== What to work on ==
Report how many lines contain the word "styles"; answer with the number only.

Stored data entries
---------------
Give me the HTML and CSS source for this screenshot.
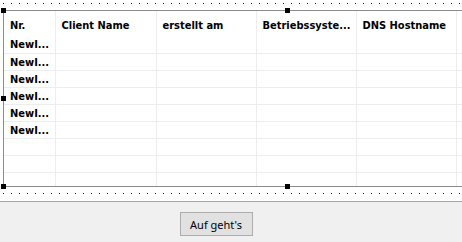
FILE: index.html
```html
<!DOCTYPE html>
<html lang="de">
<head>
  <meta charset="UTF-8">
  <meta name="viewport" content="width=device-width, initial-scale=1.0">
  <title>Client-Liste</title>
  <link rel="stylesheet" href="styles.css">
</head>
<body>
  <div class="surface">
    <div class="dots dots-top"></div>

    <!-- Grid im Designer, mit Auswahl-Griffen -->
    <div class="designer">
      <div class="grid-clip">
        <table class="grid">
          <colgroup>
            <col class="col-nr">
            <col class="col-wide">
            <col class="col-std">
            <col class="col-std">
            <col class="col-std">
            <col class="col-std">
          </colgroup>
          <thead>
            <tr>
              <th>Nr.</th>
              <th>Client Name</th>
              <th>erstellt am</th>
              <th>Betriebssyste...</th>
              <th>DNS Hostname</th>
              <th></th>
            </tr>
          </thead>
          <tbody>
            <tr><td>NewI...</td><td></td><td></td><td></td><td></td><td></td></tr>
            <tr><td>NewI...</td><td></td><td></td><td></td><td></td><td></td></tr>
            <tr><td>NewI...</td><td></td><td></td><td></td><td></td><td></td></tr>
            <tr><td>NewI...</td><td></td><td></td><td></td><td></td><td></td></tr>
            <tr><td>NewI...</td><td></td><td></td><td></td><td></td><td></td></tr>
            <tr><td>NewI...</td><td></td><td></td><td></td><td></td><td></td></tr>
            <tr><td></td><td></td><td></td><td></td><td></td><td></td></tr>
            <tr><td></td><td></td><td></td><td></td><td></td><td></td></tr>
            <tr><td></td><td></td><td></td><td></td><td></td><td></td></tr>
          </tbody>
        </table>
      </div>
      <span class="handle h-tl"></span>
      <span class="handle h-tm"></span>
      <span class="handle h-ml"></span>
      <span class="handle h-bl"></span>
      <span class="handle h-bm"></span>
    </div>

    <div class="dots dots-bottom"></div>
  </div>

  <div class="panel">
    <button class="btn" type="button">Auf geht's</button>
  </div>
</body>
</html>
```

FILE: styles.css
```css
:root {
  --grid-line: #ededed;
  --frame: #8c8c8c;
  --panel-bg: #f0f0f0;
}

* {
  margin: 0;
  padding: 0;
  box-sizing: border-box;
}

html, body {
  width: 462px;
  height: 242px;
  overflow: hidden;
}

body {
  background: #fff;
  font-family: "DejaVu Sans Condensed", "DejaVu Sans", sans-serif;
  color: #000;
}

.surface {
  background: #fff;
}

.dots {
  background-image: linear-gradient(90deg, #111 1px, transparent 1px);
  background-size: 8px 1px;
  background-repeat: repeat-x;
}

.dots-top {
  height: 10px;
  background-position: 3px 3px;
}

.dots-bottom {
  height: 14px;
  background-position: 3px 6px;
}

.designer {
  position: relative;
  margin-left: 3px;
  width: 459px;
  height: 177px;
  border-top: 1px solid var(--frame);
  border-bottom: 1px solid var(--frame);
  border-left: 1px solid var(--frame);
}

.grid-clip {
  height: 100%;
  overflow: hidden;
}

.grid {
  table-layout: fixed;
  border-collapse: collapse;
  width: 552px;
  font-size: 11px;
  font-weight: bold;
}

.col-nr { width: 51px; }
.col-wide { width: 101px; }
.col-std { width: 100px; }

.grid th,
.grid td {
  border-right: 1px solid var(--grid-line);
  padding: 0 0 0 6px;
  text-align: left;
  white-space: nowrap;
  overflow: hidden;
}

.grid th {
  height: 25px;
  padding-top: 3px;
}

.grid td {
  height: 17px;
  padding-top: 1px;
  border-bottom: 1px solid var(--grid-line);
}

.handle {
  position: absolute;
  width: 5px;
  height: 5px;
  background: #000;
}

.h-tl { left: -3px; top: -3px; }
.h-tm { left: 281px; top: -3px; }
.h-ml { left: -3px; top: 85px; }
.h-bl { left: -3px; top: 173px; }
.h-bm { left: 281px; top: 173px; }

.panel {
  background: var(--panel-bg);
  border-top: 1px solid #a6a6a6;
  height: 43px;
  padding: 10px 30px 0 0;
  display: flex;
  justify-content: center;
}

.btn {
  width: 73px;
  height: 24px;
  background: #e1e1e1;
  border: 1px solid #adadad;
  font-family: "Noto Sans", "Liberation Sans", sans-serif;
  font-size: 11px;
  color: #000;
}
```
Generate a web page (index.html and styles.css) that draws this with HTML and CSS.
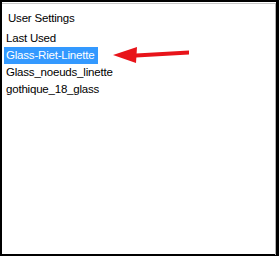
FILE: index.html
```html
<!DOCTYPE html>
<html lang="en">

<head>
    <meta charset="UTF-8">
    <title>User Settings</title>
    <link rel="stylesheet" href="styles.css">
</head>

<body>
    <div class="frame">
        <div class="panel">
            <div class="group-title">User Settings</div>
            <ul class="preset-list">
                <li>Last Used</li>
                <li class="selected">Glass-Riet-Linette</li>
                <li>Glass_noeuds_linette</li>
                <li>gothique_18_glass</li>
            </ul>

            <!-- pointer arrow -->
            <svg class="arrow" width="80" height="20" viewBox="0 0 80 20">
                <path d="M23 8.5 L76 5.5 L76 9.5 L23 12.5 Z" fill="#e8141a"/>
                <path d="M0 10 L24 2 L23 18 Z" fill="#e8141a"/>
            </svg>
        </div>
    </div>
</body>

</html>
```
FILE: styles.css
```css
* {
    margin: 0;
    padding: 0;
    box-sizing: border-box;
}

body {
    width: 279px;
    height: 256px;
    background: #fff;
    font-family: "Liberation Sans", Arial, sans-serif;
    font-size: 11.5px;
    letter-spacing: -0.2px;
    color: #000;
}

.frame {
    width: 279px;
    height: 256px;
    border-style: solid;
    border-color: #000;
    border-width: 2px 3px 2px 2px;
}

.panel {
    position: relative;
    height: 100%;
    border-top: 1px solid #c8c8c8;
    border-right: 1px solid #b4b4b4;
    margin-top: 1px;
    padding: 6px 0 0 2px;
}

.group-title {
    padding-left: 4px;
    line-height: 17px;
}

.preset-list {
    list-style: none;
    margin-top: 3px;
}

.preset-list li {
    float: left;
    clear: left;
    height: 17px;
    line-height: 17px;
    padding: 0 4px 0 2px;
}

.preset-list li.selected {
    background: #3399ff;
    color: #fff;
}

.arrow {
    position: absolute;
    left: 111px;
    top: 41px;
}
```
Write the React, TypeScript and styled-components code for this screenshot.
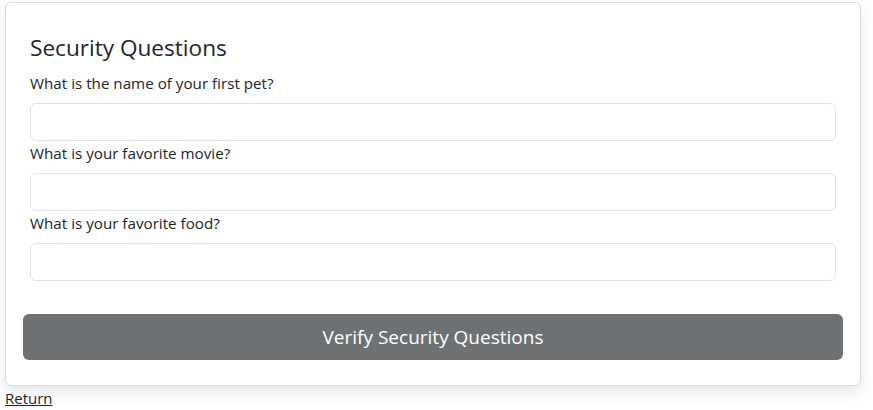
import React from "react";
import styled, { createGlobalStyle } from "styled-components";

const Global = createGlobalStyle`
  html, body { margin: 0; padding: 0; background: #fff; }
  body {
    font-family: "Open Sans", "Noto Sans", sans-serif;
    color: #212529;
    font-size: 15px;
  }
`;

const Page = styled.div`
  padding: 2px 12px 0 5px;
  display: flex;
  flex-direction: column;
  align-items: stretch;
`;

const Card = styled.div`
  border: 1px solid #dcdcdc;
  border-radius: 6px;
  background: #fff;
  box-shadow: 0 6px 14px rgba(0, 0, 0, 0.1);
  display: flex;
  flex-direction: column;
  padding: 0 17px 25px 17px;
`;

const Body = styled.div`
  padding: 30px 7px 0 7px;
  display: flex;
  flex-direction: column;
`;

const Title = styled.h4`
  margin: 0 0 9px 0;
  font-size: 22.6px;
  font-weight: 400;
  line-height: 29px;
`;

const Label = styled.label`
  display: block;
  font-size: 15.2px;
  line-height: 24px;
  margin-bottom: 8px;
`;

const Input = styled.input<{ $last?: boolean }>`
  display: block;
  box-sizing: border-box;
  width: 100%;
  height: 38px;
  border: 1px solid #dee2e6;
  border-radius: 6px;
  padding: 6px 12px;
  font: inherit;
  margin: 0 0 ${(p) => (p.$last ? "33px" : "0")} 0;
  outline: none;
`;

const Button = styled.button`
  height: 46px;
  border: none;
  border-radius: 6px;
  background: #6d7174;
  color: #fff;
  font-family: inherit;
  font-size: 19px;
  cursor: pointer;
`;

const ReturnLink = styled.a`
  color: #212529;
  text-decoration: underline;
  font-size: 15px;
  line-height: 22px;
  margin-top: 1px;
  align-self: flex-start;
`;

const questions = [
  "What is the name of your first pet?",
  "What is your favorite movie?",
  "What is your favorite food?",
];

export default function App() {
  return (
    <>
      <Global />
      <Page>
        <Card>
          <Body>
            <Title>Security Questions</Title>
            {questions.map((q, i) => (
              <React.Fragment key={q}>
                <Label>{q}</Label>
                <Input type="text" $last={i === questions.length - 1} />
              </React.Fragment>
            ))}
          </Body>
          <Button>Verify Security Questions</Button>
        </Card>
        <ReturnLink href="#">Return</ReturnLink>
      </Page>
    </>
  );
}
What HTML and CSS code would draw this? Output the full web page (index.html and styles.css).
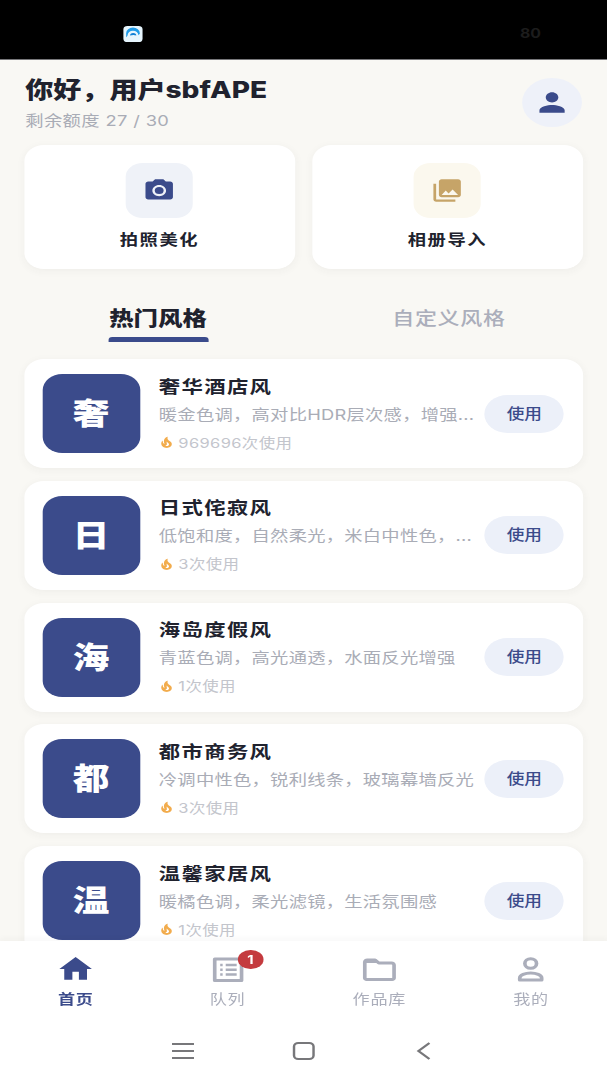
FILE: index.html
```html
<!DOCTYPE html>
<html lang="zh-CN">
<head>
<meta charset="utf-8">
<title>首页</title>
<link rel="stylesheet" href="styles.css">
</head>
<body>
<div class="app">
  <div class="status">
    <svg class="status-app" viewBox="0 0 20 20"><rect width="20" height="20" rx="4.500" fill="#e6f5fd"/><path d="M3 14V9a7 7 0 0 1 14 0v1a3 3 0 0 0-1.500 1.500 5.500 5.500 0 0 0-11 0C4 13 3.500 13.500 3 14z" fill="#1f9be8"/><path d="M7 12a3.200 3.200 0 0 1 6.400 0c-1.500-1-4.500-1-6.400 0z" fill="#0f7fd6"/></svg>
    <span class="status-num">80</span>
  </div>
  <main class="main">
    <header class="header">
      <div>
        <h1 class="title">你好，用户sbfAPE</h1>
        <p class="quota">剩余额度 27 / 30</p>
      </div>
      <div class="avatar"><svg class="avatar-icon" viewBox="0 0 24 24"><path d="M12 12c2.210 0 4-1.790 4-4s-1.790-4-4-4-4 1.790-4 4 1.790 4 4 4zm0 2c-2.670 0-8 1.340-8 4v2h16v-2c0-2.660-5.330-4-8-4z"/></svg></div>
    </header>
    <section class="actions">
      <div class="action">
        <div class="action-icon blue"><svg viewBox="0 0 24 24"><circle cx="12" cy="12" r="3.200"/><path d="M9 2L7.170 4H4c-1.100 0-2 .9-2 2v12c0 1.100.9 2 2 2h16c1.100 0 2-.9 2-2V6c0-1.100-.9-2-2-2h-3.170L15 2H9zm3 15c-2.760 0-5-2.240-5-5s2.240-5 5-5 5 2.240 5 5-2.240 5-5 5z"/></svg></div>
        <div class="action-label">拍照美化</div>
      </div>
      <div class="action">
        <div class="action-icon gold"><svg viewBox="0 0 24 24"><path d="M22 16V4c0-1.100-.9-2-2-2H8c-1.100 0-2 .9-2 2v12c0 1.100.9 2 2 2h12c1.100 0 2-.9 2-2zm-11-4l2.030 2.710L16 11l4 5H8l3-4zM2 6v14c0 1.100.9 2 2 2h14v-2H4V6H2z"/></svg></div>
        <div class="action-label">相册导入</div>
      </div>
    </section>
    <nav class="tabs">
      <div class="tab active">热门风格</div>
      <div class="tab">自定义风格</div>
    </nav>
    <section class="list">
      <article class="card">
        <div class="thumb">奢</div>
        <div class="info">
          <div class="name">奢华酒店风</div>
          <div class="desc">暖金色调，高对比HDR层次感，增强...</div>
          <div class="uses"><svg class="flame" viewBox="0 0 24 24"><path d="M19.480 12.350c-1.570-4.080-7.160-4.300-5.810-10.230.1-.44-.37-.78-.75-.55C9.290 3.710 6.680 8 8.870 13.620c.18.46-.36.89-.75.59-1.810-1.370-2-3.340-1.840-4.750.06-.52-.62-.77-.91-.34C4.690 10.160 4 11.840 4 14.370c.38 5.600 5.110 7.320 6.810 7.540 2.430.31 5.060-.14 6.950-1.870 2.080-1.930 2.840-5.010 1.720-7.690zm-9.280 5.030c1.440-.35 2.180-1.390 2.380-2.310.33-1.430-.96-2.830-.09-5.090.33 1.870 3.270 3.040 3.270 5.080.08 2.530-2.660 4.700-5.560 2.320z"/></svg>969696次使用</div>
        </div>
        <button class="use">使用</button>
      </article>
      <article class="card">
        <div class="thumb">日</div>
        <div class="info">
          <div class="name">日式侘寂风</div>
          <div class="desc">低饱和度，自然柔光，米白中性色，...</div>
          <div class="uses"><svg class="flame" viewBox="0 0 24 24"><path d="M19.480 12.350c-1.570-4.080-7.160-4.300-5.810-10.230.1-.44-.37-.78-.75-.55C9.290 3.710 6.680 8 8.870 13.620c.18.46-.36.89-.75.59-1.810-1.370-2-3.340-1.840-4.750.06-.52-.62-.77-.91-.34C4.690 10.160 4 11.840 4 14.370c.38 5.600 5.110 7.320 6.810 7.540 2.430.31 5.060-.14 6.950-1.870 2.080-1.930 2.840-5.010 1.720-7.690zm-9.280 5.030c1.440-.35 2.180-1.390 2.380-2.310.33-1.430-.96-2.830-.09-5.090.33 1.870 3.270 3.040 3.270 5.080.08 2.530-2.660 4.700-5.560 2.320z"/></svg>3次使用</div>
        </div>
        <button class="use">使用</button>
      </article>
      <article class="card">
        <div class="thumb">海</div>
        <div class="info">
          <div class="name">海岛度假风</div>
          <div class="desc">青蓝色调，高光通透，水面反光增强</div>
          <div class="uses"><svg class="flame" viewBox="0 0 24 24"><path d="M19.480 12.350c-1.570-4.080-7.160-4.300-5.810-10.230.1-.44-.37-.78-.75-.55C9.290 3.710 6.680 8 8.870 13.620c.18.46-.36.89-.75.59-1.810-1.370-2-3.340-1.840-4.750.06-.52-.62-.77-.91-.34C4.690 10.160 4 11.840 4 14.370c.38 5.600 5.110 7.320 6.810 7.540 2.430.31 5.060-.14 6.950-1.870 2.080-1.930 2.840-5.010 1.720-7.690zm-9.280 5.030c1.440-.35 2.180-1.390 2.380-2.310.33-1.430-.96-2.830-.09-5.090.33 1.870 3.270 3.040 3.270 5.080.08 2.530-2.660 4.700-5.560 2.320z"/></svg>1次使用</div>
        </div>
        <button class="use">使用</button>
      </article>
      <article class="card">
        <div class="thumb">都</div>
        <div class="info">
          <div class="name">都市商务风</div>
          <div class="desc">冷调中性色，锐利线条，玻璃幕墙反光</div>
          <div class="uses"><svg class="flame" viewBox="0 0 24 24"><path d="M19.480 12.350c-1.570-4.080-7.160-4.300-5.810-10.230.1-.44-.37-.78-.75-.55C9.290 3.710 6.680 8 8.870 13.620c.18.46-.36.89-.75.59-1.810-1.370-2-3.340-1.840-4.750.06-.52-.62-.77-.91-.34C4.690 10.160 4 11.840 4 14.370c.38 5.600 5.110 7.320 6.810 7.540 2.430.31 5.060-.14 6.950-1.870 2.080-1.930 2.840-5.010 1.720-7.690zm-9.280 5.030c1.440-.35 2.180-1.390 2.380-2.310.33-1.430-.96-2.830-.09-5.090.33 1.870 3.270 3.040 3.270 5.080.08 2.530-2.660 4.700-5.560 2.320z"/></svg>3次使用</div>
        </div>
        <button class="use">使用</button>
      </article>
      <article class="card">
        <div class="thumb">温</div>
        <div class="info">
          <div class="name">温馨家居风</div>
          <div class="desc">暖橘色调，柔光滤镜，生活氛围感</div>
          <div class="uses"><svg class="flame" viewBox="0 0 24 24"><path d="M19.480 12.350c-1.570-4.080-7.160-4.300-5.810-10.230.1-.44-.37-.78-.75-.55C9.290 3.710 6.680 8 8.870 13.620c.18.46-.36.89-.75.59-1.810-1.370-2-3.340-1.840-4.750.06-.52-.62-.77-.91-.34C4.690 10.160 4 11.840 4 14.370c.38 5.600 5.110 7.320 6.810 7.540 2.430.31 5.060-.14 6.950-1.870 2.080-1.930 2.840-5.010 1.720-7.690zm-9.280 5.030c1.440-.35 2.180-1.390 2.380-2.310.33-1.430-.96-2.830-.09-5.090.33 1.870 3.270 3.040 3.270 5.080.08 2.530-2.660 4.700-5.560 2.320z"/></svg>1次使用</div>
        </div>
        <button class="use">使用</button>
      </article>
    </section>
  </main>
  <footer class="bottom">
    <nav class="navbar">
      <div class="nav-item current">
        <svg class="nav-icon" viewBox="0 0 24 24"><path class="fill" d="M10 20v-6h4v6h5v-8h3L12 3 2 12h3v8z"/></svg>
        <span>首页</span>
      </div>
      <div class="nav-item">
        <div class="nav-icon-wrap">
          <svg class="nav-icon" viewBox="0 0 32 32"><rect class="line thick" x="5" y="6" width="22" height="21.500"/><path class="line wide" d="M9.500 12h2M14 12h9M9.500 16.700h2M14 16.700h9M9.500 21.500h2M14 21.500h9"/></svg>
          <b class="badge">1</b>
        </div>
        <span>队列</span>
      </div>
      <div class="nav-item">
        <svg class="nav-icon" viewBox="0 0 32 32"><path class="line thick" d="M4 9a2 2 0 0 1 2-2h6.500l3 3H26a2 2 0 0 1 2 2v13a1.500 1.500 0 0 1-1.500 1.500h-21A1.500 1.500 0 0 1 4 25z"/><path class="fill-grey" d="M4 7h9l3 3H4z"/></svg>
        <span>作品库</span>
      </div>
      <div class="nav-item">
        <svg class="nav-icon" viewBox="0 0 32 32"><circle class="line thick" cx="16" cy="10.500" r="4.800"/><path class="line thick" d="M7 27v-2c0-3 4.500-5 9-5s9 2 9 5v2z"/></svg>
        <span>我的</span>
      </div>
    </nav>
    <div class="sysbar">
      <svg class="sys-icon" viewBox="0 0 18 18"><path class="sys-line" d="M0 2h18M0 9h18M0 16h18"/></svg>
      <svg class="sys-icon" viewBox="0 0 18 18"><rect class="sys-line" x="1" y="1" width="16" height="16" rx="3.500"/></svg>
      <svg class="sys-icon" viewBox="0 0 18 18"><path class="sys-line" d="M13 1L4 9l9 8"/></svg>
    </div>
  </footer>
</div>
</body>
</html>
```

FILE: styles.css
```css
* { box-sizing: border-box; margin: 0; padding: 0; }
html, body { height: 1080px; overflow: hidden; background: #f9f8f4; }
body { font-family: Inter, "Noto Sans CJK SC", "Noto Sans", sans-serif; }

/* The reference is stretched horizontally by about 1.22 and slightly soft; the whole app is laid out in flow and scaled once. */
.app {
  width: 497.500px;
  height: 1080px;
  display: flex;
  flex-direction: column;
  transform: scaleX(1.22);
  transform-origin: 0 0;
  filter: blur(.35px);
}

.status {
  height: 60px;
  flex: none;
  background: #000;
  border-bottom: 1px solid #77777a;
  display: flex;
  align-items: flex-start;
  justify-content: space-between;
  padding: 26px 54px 0 101px;
}
.status-app { width: 16px; height: 16px; }
.status-num { font-size: 13px; line-height: 15px; font-weight: 700; color: #1c1c1c; }

.main {
  flex: 1;
  min-height: 0;
  overflow: hidden;
  padding: 18px 19.700px 0;
  background: #f9f8f4;
}

.header { display: flex; justify-content: space-between; align-items: flex-start; height: 49px; }
.title { font-size: 23px; line-height: 26px; font-weight: 800; color: #20222e; margin-top: -1px; margin-left: 1px; }
.quota { font-size: 15px; line-height: 20px; color: #a9acb6; margin-top: 8px; margin-left: 1px; letter-spacing: .3px; }
.avatar {
  width: 49px; height: 49px; border-radius: 50%;
  background: #eef1f9;
  display: flex; align-items: center; justify-content: center;
  margin-right: 1px;
}
.avatar-icon { width: 31px; height: 31px; fill: #3b4b8b; }

.actions { display: flex; gap: 14px; margin-top: 18px; }
.action {
  flex: 1; height: 124px; background: #fff; border-radius: 16px;
  box-shadow: 0 2px 8px rgba(60, 60, 50, .05);
  display: flex; flex-direction: column; align-items: center; padding-top: 18px;
}
.action-icon { width: 55px; height: 55px; border-radius: 14px; display: flex; align-items: center; justify-content: center; }
.action-icon svg { width: 27px; height: 27px; }
.blue { background: #eff2f8; fill: #3b4b8b; }
.gold { background: #fbf8ee; fill: #c6a468; }
.action-label { font-size: 15px; line-height: 22px; font-weight: 700; color: #20222e; letter-spacing: 1.300px; margin-top: 11px; }

.tabs { display: flex; justify-content: center; gap: 152px; margin-top: 26px; height: 47px; padding-left: 6.500px; }
.tab { font-size: 18px; line-height: 48px; font-weight: 500; color: #abaebb; letter-spacing: .6px; position: relative; }
.tab.active { font-size: 20px; font-weight: 800; color: #20222e; letter-spacing: 0; }
.tab.active::after {
  content: ""; position: absolute; left: -1px; right: -1px; bottom: 0; height: 5px;
  background: #3b4b8b; border-radius: 3px 3px 0 0;
}

.list { display: flex; flex-direction: column; gap: 12.800px; margin-top: 17px; }
.card {
  height: 109px; flex: none; background: #fff; border-radius: 16px;
  box-shadow: 0 2px 8px rgba(60, 60, 50, .05);
  display: flex; align-items: center; padding: 0 15.500px 0 15px;
}
.thumb {
  width: 80px; height: 79px; flex: none; border-radius: 16px;
  background: #3b4b8b; color: #fff;
  font-size: 30px; font-weight: 900; line-height: 79px; text-align: center;
}
.info { flex: 1; min-width: 0; margin: 0 5px 0 15.500px; }
.name { font-size: 17.500px; line-height: 24px; font-weight: 700; color: #20222e; letter-spacing: 1.100px; }
.desc { font-size: 15px; line-height: 20px; color: #a9acb6; letter-spacing: .2px; margin-top: 6px; white-space: nowrap; }
.uses { display: flex; align-items: center; gap: 3px; font-size: 13.500px; line-height: 20px; color: #c3c5cc; margin-top: 8px; letter-spacing: .3px; }
.flame { width: 13px; height: 13px; fill: #f2ac4d; flex: none; }
.use {
  width: 65px; height: 38px; flex: none; border: 0; border-radius: 19px;
  background: #ecf0f9; color: #3b4b8b;
  font: 500 14.500px/38px Inter, "Noto Sans CJK SC", sans-serif;
}

.bottom { height: 139px; flex: none; background: #fff; position: relative; box-shadow: 0 -2px 6px rgba(60, 60, 50, .04); }
.navbar { display: flex; height: 77px; padding-top: 12px; }
.nav-item { flex: 1; display: flex; flex-direction: column; align-items: center; font-size: 14px; line-height: 18px; color: #abaebb; letter-spacing: .6px; }
.nav-item.current { color: #3b4b8b; font-weight: 700; }
.nav-icon { width: 32px; height: 32px; display: block; margin-bottom: 5px; }
.nav-icon-wrap { position: relative; }
.fill { fill: #3b4b8b; }
.fill-grey { fill: #abaebb; }
.line { fill: none; stroke: #abaebb; stroke-width: 2; }
.wide { stroke-width: 2.500; }
.thick { stroke-width: 3; stroke-linejoin: round; }
.badge {
  position: absolute; top: -3px; left: 24.500px;
  width: 20.500px; height: 19px; border-radius: 50%;
  background: #c43a3e; color: #fff;
  font-size: 12px; line-height: 19px; font-weight: 700; text-align: center; letter-spacing: 0;
}
.sysbar { display: flex; justify-content: center; gap: 81px; padding: 24px 0 0 0; margin-left: 1px; }
.sys-icon { width: 18px; height: 18px; overflow: visible; }
.sys-line { fill: none; stroke: #77777a; stroke-width: 2; }
```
---------------
== Full output ==
8